Abstract

Despite the advances in semiconductor technologies and development of energy-efficient design techniques, the overall energy consumption of computer systems is still rapidly growing at an alarming rate in order to process an ever-increasing amount of information. As computer systems become pervasive, they are increasingly used to interact with the physical world and process a large amount of data from various sources. Energy-efficiency has become the paramount concern in design of computing systems. At the same time, as the computing systems become increasingly embedded and mobile, computational tasks include a growing set of applications that involve media processing, recognition, and data mining. A common characteristic of the above class of applications is that often a perfect result is not necessary, and an approximate or less-than-optimal result is sufficient. As one of the most promising energy-efficient computing paradigms, approximate computing has gained a lot of research attention in the past few years. This dissertation focuses on the approximate arithmetic circuit design. First, a novel 2-D approximate Convolver was designed. The convolution can be conduct approximately by reducing the bit-width based on the image quality requirement (as the metric of PSNR). The error analysis is performed to substantiate the simulation results; an error compensation scheme is introduced to improve the accuracy in computation. Second, a profiling-based error compensation scheme is explored. A so-called Padding is applied to the computation result to shift the overall error distribution based on the statistic profiling of the input pattern.
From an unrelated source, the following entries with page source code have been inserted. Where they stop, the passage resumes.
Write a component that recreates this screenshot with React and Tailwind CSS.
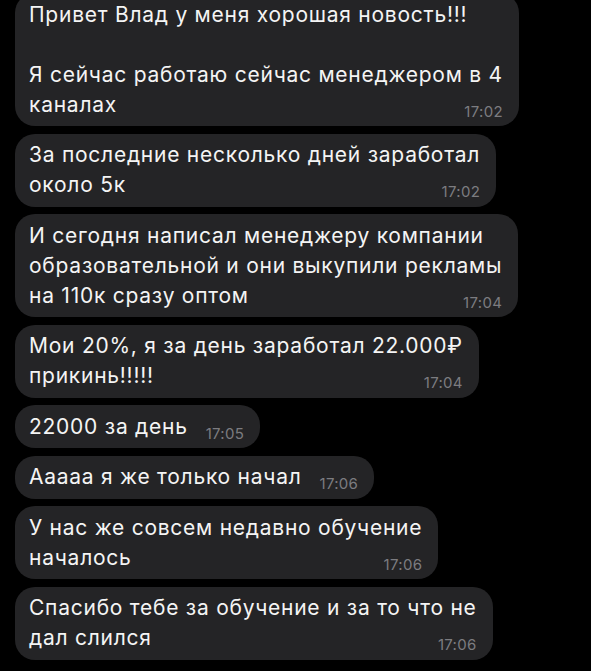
import React from 'react'

const messages = [
  {
    lines: ['Привет Влад у меня хорошая новость!!!', '\u00a0', 'Я сейчас работаю сейчас менеджером в 4', 'каналах'],
    time: '17:02',
  },
  { lines: ['За последние несколько дней заработал', 'около 5к'], time: '17:02' },
  {
    lines: ['И сегодня написал менеджеру компании', 'образовательной и они выкупили рекламы', 'на 110к сразу оптом'],
    time: '17:04',
  },
  { lines: ['Мои 20%, я за день заработал 22.000₽', 'прикинь!!!!!'], time: '17:04' },
  { lines: ['22000 за день'], time: '17:05' },
  { lines: ['Ааааа я же только начал'], time: '17:06' },
  { lines: ['У нас же совсем недавно обучение', 'началось'], time: '17:06' },
  { lines: ['Спасибо тебе за обучение и за то что не', 'дал слился'], time: '17:06' },
]

function Bubble({ lines, time }) {
  const head = lines.slice(0, -1)
  const last = lines[lines.length - 1]
  return (
    <div className="flex flex-col self-start rounded-[20px] bg-[#242426] py-[6.5px] pl-[14px] pr-[16px] text-[21px] leading-[30px] tracking-[0.75px] text-[#f4f4f4]">
      {head.map((l, i) => (
        <div key={i} className="whitespace-nowrap">
          {l}
        </div>
      ))}
      <div className="flex items-baseline justify-between gap-[18px] whitespace-nowrap">
        <span>{last}</span>
        <span className="translate-y-[5px] text-[15px] leading-none tracking-[0.3px] text-[#7c7c80]">{time}</span>
      </div>
    </div>
  )
}

export default function App() {
  return (
    <div
      className="h-[671px] w-[591px] overflow-hidden bg-black"
      style={{ fontFamily: 'Inter, "Noto Sans", sans-serif' }}
    >
      <div className="-mt-[7px] flex flex-col gap-[7.5px] pl-[15px]">
        {messages.map((m, i) => (
          <Bubble key={i} lines={m.lines} time={m.time} />
        ))}
      </div>
    </div>
  )
}
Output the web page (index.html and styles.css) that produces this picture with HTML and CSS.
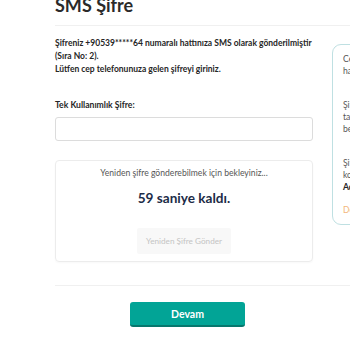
FILE: index.html
```html
<!DOCTYPE html>
<html lang="tr">
<head>
<meta charset="utf-8">
<link rel="stylesheet" href="styles.css">
</head>
<body>
<div class="page">
  <header class="head">
    <h1 class="title">SMS Şifre</h1>
  </header>
  <div class="row">
    <main class="main">
      <p class="info">Şifreniz +90539*****64 numaralı hattınıza SMS olarak gönderilmiştir (Sıra No: 2).<br>Lütfen cep telefonunuza gelen şifreyi giriniz.</p>
      <label class="label" for="otp">Tek Kullanımlık Şifre:</label>
      <input class="input" id="otp" type="text">
      <section class="card">
        <p class="wait">Yeniden şifre gönderebilmek için bekleyiniz...</p>
        <p class="count">59 saniye kaldı.</p>
        <button class="resend" disabled>Yeniden Şifre Gönder</button>
      </section>
    </main>
    <aside class="aside">
      <p class="note">Cep telefonunuza SMS gelmediyse<br>hattınızı kontrol ediniz.</p>
      <p class="note">Şifrenizi yeniden almak için<br>talep süresinin dolmasını<br>bekleyiniz.</p>
      <p class="note">Şifre ile ilgili sorunlarda<br>kontak merkezimize ulaşabilirsiniz.<br><b>Açık 7/24</b></p>
      <p class="more">Detaylı bilgi</p>
    </aside>
  </div>
  <footer class="foot">
    <button class="go">Devam</button>
  </footer>
</div>
</body>
</html>
```
FILE: styles.css
```css
* { box-sizing: border-box; }
html, body { margin: 0; padding: 0; background: #fff; overflow: hidden; }
body { font-family: Lato, "Open Sans", sans-serif; color: #333; }
.page { padding-left: 55px; width: 600px; }
.head { display: flow-root; border-bottom: 1px solid #f0f0f0; height: 26px; }
.title { margin: -6px 0 0; font-size: 18px; line-height: 22px; font-weight: 700; color: #2a2a2a; }
.row { display: flex; gap: 19px; align-items: flex-start; }
.main { width: 258px; flex: none; padding-top: 10.5px; }
.info { margin: 0; font-size: 8.5px; line-height: 13px; font-weight: 700; color: #262626; }
.label { display: block; margin-top: 23px; font-size: 8.6px; line-height: 13px; font-weight: 700; color: #262626; }
.input { display: block; width: 258px; height: 24px; margin: 5.5px 0 0; border: 1px solid #dcdcdc; border-radius: 3px; background: #fff; }
.card { margin-top: 19px; border: 1px solid #ececec; border-radius: 4px; text-align: center; padding: 6px 0 7px; box-shadow: 0 1px 2px rgba(0,0,0,0.03); }
.wait { margin: 0; font-size: 8.6px; line-height: 13px; color: #555; }
.count { margin: 10px 0 0; font-size: 13.6px; line-height: 16px; font-weight: 700; color: #1d2c47; }
.resend { display: block; margin: 22px auto 0; width: 94px; height: 26px; padding: 0; border: none; background: #f8f8f8; color: #c4c4c4; font-family: inherit; font-size: 8.2px; border-radius: 2px; }
.aside { width: 200px; flex: none; margin-top: 18px; border: 1px solid #bfe0e2; border-radius: 9px; padding: 8px 10px 8px; height: 181px; }
.note { margin: 0 0 22px; font-size: 8.6px; line-height: 12px; color: #555; white-space: nowrap; }
.note b { color: #262626; }
.more { margin: -11px 0 0; font-size: 8.6px; line-height: 12px; color: #f3b77c; }
.foot { margin-top: 23px; border-top: 1px solid #f0f0f0; padding-top: 16px; width: 295px; }
.go { display: block; margin-left: 75px; width: 115px; height: 25px; padding: 0; border: none; border-bottom: 2px solid #06776d; border-radius: 3px; background: #02a496; color: #fff; font-family: inherit; font-size: 10.5px; font-weight: 700; }
```
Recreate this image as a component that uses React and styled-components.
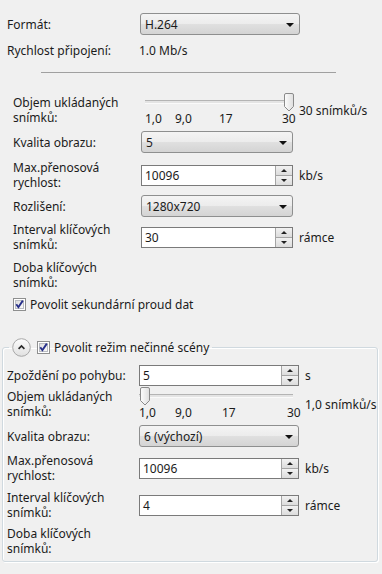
import React from 'react';
import styled, { createGlobalStyle } from 'styled-components';

const GlobalStyle = createGlobalStyle`
  html, body {
    margin: 0;
    padding: 0;
    background: #f0f0f0;
  }
  body {
    font-family: "Noto Sans", "DejaVu Sans", sans-serif;
    font-size: 12px;
    color: #1b1b1b;
  }
`;

const Page = styled.div`
  width: 382px;
  min-height: 574px;
  box-sizing: border-box;
  padding-top: 13px;
  background: #f0f0f0;
`;

const Section = styled.div`
  padding-left: ${p => p.$indent || 0}px;
`;

const Row = styled.div`
  display: grid;
  grid-template-columns: ${p => p.$label}px ${p => p.$field}px auto;
  align-items: center;
  margin-top: ${p => p.$top || 0}px;
`;

const Label = styled.div`
  line-height: 15px;
  white-space: pre-line;
`;

const Value = styled.div`
  line-height: 15px;
  margin-left: -1px;
`;

const Unit = styled.div`
  padding-left: 6px;
  line-height: 15px;
  white-space: nowrap;
`;

const Separator = styled.hr`
  border: none;
  height: 1px;
  background: #a0a0a0;
  width: 295px;
  margin: 14px 0 0 41px;
`;

const SelectBox = styled.div`
  height: 22px;
  box-sizing: border-box;
  border: 1px solid #8e8f8f;
  border-radius: 3px;
  background: linear-gradient(#f4f4f4 0%, #ececec 50%, #e0e0e0 50%, #d4d4d4 100%);
  display: flex;
  align-items: center;
  justify-content: space-between;
  padding: 0 5px 0 4px;
`;

const Arrow = styled.span`
  width: 0;
  height: 0;
  border-left: 4px solid transparent;
  border-right: 4px solid transparent;
  border-top: 4px solid #111;
  margin-top: 1px;
`;

const SpinBox = styled.div`
  height: 21px;
  box-sizing: border-box;
  border: 1px solid #7a7a7a;
  background: #fff;
  display: flex;
`;

const SpinValue = styled.span`
  flex: 1;
  padding-left: 3px;
  line-height: 19px;
`;

const SpinButtons = styled.div`
  width: 16px;
  display: flex;
  flex-direction: column;
  border-left: 1px solid #a5a5a5;
`;

const SpinButton = styled.div`
  flex: 1;
  background: linear-gradient(#f2f2f2, #dcdcdc);
  border-top: ${p => (p.$down ? '1px solid #a5a5a5' : 'none')};
  display: flex;
  align-items: center;
  justify-content: center;
`;

const SmallTri = styled.span`
  width: 0;
  height: 0;
  border-left: 3px solid transparent;
  border-right: 3px solid transparent;
  ${p => (p.$down ? 'border-top: 3px solid #222;' : 'border-bottom: 3px solid #222;')}
`;

const SliderBox = styled.div`
  position: relative;
  height: 30px;
`;

const Track = styled.div`
  position: absolute;
  top: 5px;
  left: ${p => p.$left}px;
  width: ${p => p.$width}px;
  height: 2px;
  border-top: 1px solid #b4b4b4;
  background: #e4e4e4;
  border-bottom: 1px solid #fafafa;
`;

const Thumb = styled.svg`
  position: absolute;
  top: -2px;
  left: ${p => p.$left}px;
`;

const Tick = styled.span`
  position: absolute;
  top: 16px;
  left: ${p => p.$left}px;
  line-height: 15px;
`;

const CheckRow = styled.label`
  display: flex;
  align-items: center;
  gap: 4px;
  line-height: 15px;
  margin-top: ${p => p.$top || 0}px;
`;

const Group = styled.fieldset`
  margin: 26px 0 0 2px;
  width: 374px;
  box-sizing: border-box;
  border: 1px solid #d0d9df;
  border-radius: 3px;
  box-shadow: 1px 1px 0 #fff, inset 1px 1px 0 #fff;
  padding: 0 0 5px 4px;
`;

const Legend = styled.legend`
  display: flex;
  align-items: center;
  padding: 0 3px;
  margin-left: 2px;
  line-height: 15px;
`;

const Expander = styled.svg`
  margin-right: 6px;
`;

const Select = ({ value }) => (
  <SelectBox>
    <span>{value}</span>
    <Arrow />
  </SelectBox>
);

const Spin = ({ value }) => (
  <SpinBox>
    <SpinValue>{value}</SpinValue>
    <SpinButtons>
      <SpinButton>
        <SmallTri />
      </SpinButton>
      <SpinButton $down>
        <SmallTri $down />
      </SpinButton>
    </SpinButtons>
  </SpinBox>
);

const Slider = ({ track, thumb, ticks }) => (
  <SliderBox>
    <Track $left={track[0]} $width={track[1]} />
    {ticks.map(([t, x]) => (
      <Tick key={t} $left={x}>{t}</Tick>
    ))}
    <Thumb $left={thumb} width="10" height="19" viewBox="0 0 10 19">
      <defs>
        <linearGradient id={`th${thumb}`} x1="0" y1="0" x2="1" y2="0">
          <stop offset="0" stopColor="#fdfdfd" />
          <stop offset="1" stopColor="#dedede" />
        </linearGradient>
      </defs>
      <path
        d="M2 0.5 H8 Q9.5 0.5 9.5 2 V13.5 L5 18 L0.5 13.5 V2 Q0.5 0.5 2 0.5 Z"
        fill={`url(#th${thumb})`}
        stroke="#8a8a8a"
      />
    </Thumb>
  </SliderBox>
);

const CheckIcon = () => (
  <svg width="13" height="13" viewBox="0 0 13 13">
    <defs>
      <linearGradient id="cb" x1="0" y1="0" x2="1" y2="1">
        <stop offset="0" stopColor="#dcdcdc" />
        <stop offset="1" stopColor="#fbfbfb" />
      </linearGradient>
    </defs>
    <rect x="0.5" y="0.5" width="12" height="12" fill="#fff" stroke="#8e8f8f" />
    <rect x="2.5" y="2.5" width="8" height="8" fill="url(#cb)" stroke="#b9bcc2" />
    <path d="M3.3 6.3 L5.4 9.2 L9.8 2.6" stroke="#262f8a" strokeWidth="1.9" fill="none" />
  </svg>
);

const App = () => (
  <Page>
    <GlobalStyle />
    <Section $indent={7}>
      <Row $label={133} $field={160}>
        <Label>Formát:</Label>
        <Select value="H.264" />
      </Row>
      <Row $label={133} $field={160} $top={8}>
        <Label>Rychlost připojení:</Label>
        <Value>1.0 Mb/s</Value>
      </Row>
    </Section>
    <Separator />
    <Section $indent={13}>
      <Row $label={128} $field={152} $top={22}>
        <Label>{'Objem ukládaných\nsnímků:'}</Label>
        <Slider
          track={[4, 145]}
          thumb={143}
          ticks={[['1,0', 4], ['9,0', 34], ['17', 78], ['30', 141]]}
        />
        <Unit>30 snímků/s</Unit>
      </Row>
      <Row $label={128} $field={152} $top={6}>
        <Label>Kvalita obrazu:</Label>
        <Select value="5" />
      </Row>
      <Row $label={128} $field={152} $top={7}>
        <Label>{'Max.přenosová\nrychlost:'}</Label>
        <Spin value="10096" />
        <Unit>kb/s</Unit>
      </Row>
      <Row $label={128} $field={152} $top={5}>
        <Label>Rozlišení:</Label>
        <Select value="1280x720" />
      </Row>
      <Row $label={128} $field={152} $top={5}>
        <Label>{'Interval klíčových\nsnímků:'}</Label>
        <Spin value="30" />
        <Unit>rámce</Unit>
      </Row>
      <Row $label={128} $field={152} $top={8}>
        <Label>{'Doba klíčových\nsnímků:'}</Label>
      </Row>
      <CheckRow $top={7}>
        <CheckIcon />
        Povolit sekundární proud dat
      </CheckRow>
    </Section>
    <Group>
      <Legend>
        <Expander width="19" height="19" viewBox="0 0 19 19">
          <defs>
            <linearGradient id="ex" x1="0" y1="0" x2="0" y2="1">
              <stop offset="0" stopColor="#fdfdfd" />
              <stop offset="1" stopColor="#e0e0e0" />
            </linearGradient>
          </defs>
          <circle cx="9.5" cy="9.5" r="8.8" fill="url(#ex)" stroke="#a8a8a8" />
          <path d="M6.6 10.8 L9.5 7.9 L12.4 10.8" stroke="#2a2a2a" strokeWidth="1.7" fill="none" />
        </Expander>
        <CheckRow>
          <CheckIcon />
          Povolit režim nečinné scény
        </CheckRow>
      </Legend>
      <Row $label={132} $field={160} $top={8}>
        <Label>Zpoždění po pohybu:</Label>
        <Spin value="5" />
        <Unit>s</Unit>
      </Row>
      <Row $label={132} $field={160} $top={3}>
        <Label>{'Objem ukládaných\nsnímků:'}</Label>
        <Slider
          track={[0, 154]}
          thumb={1}
          ticks={[['1,0', 0], ['9,0', 36], ['17', 83], ['30', 148]]}
        />
        <Unit>1,0 snímků/s</Unit>
      </Row>
      <Row $label={132} $field={160} $top={6}>
        <Label>Kvalita obrazu:</Label>
        <Select value="6 (výchozí)" />
      </Row>
      <Row $label={132} $field={160} $top={6}>
        <Label>{'Max.přenosová\nrychlost:'}</Label>
        <Spin value="10096" />
        <Unit>kb/s</Unit>
      </Row>
      <Row $label={132} $field={160} $top={7}>
        <Label>{'Interval klíčových\nsnímků:'}</Label>
        <Spin value="4" />
        <Unit>rámce</Unit>
      </Row>
      <Row $label={132} $field={160} $top={6}>
        <Label>{'Doba klíčových\nsnímků:'}</Label>
      </Row>
    </Group>
  </Page>
);

export default App;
This novel scheme is applied basic arithmetic units as adder, multiplier and divider. The error analysis is conducted verifying the simulation results. The circuit metrics as power, delay and area are measured for comparison with exact unit and other approximation unit. Third, the Approximate Redundancy scheme is discussed. Two approximate voting schemes are proposed. The proposed IDMR and ITDMR schemes improve the power dissipation and tolerance to variations compared to a traditional TMR. Besides, the Reduced Precision Redundancy MAC scheme is also proposed to reduce the overhead while still being able to correct the largest errors by studying on the properties of signed integer multiplication.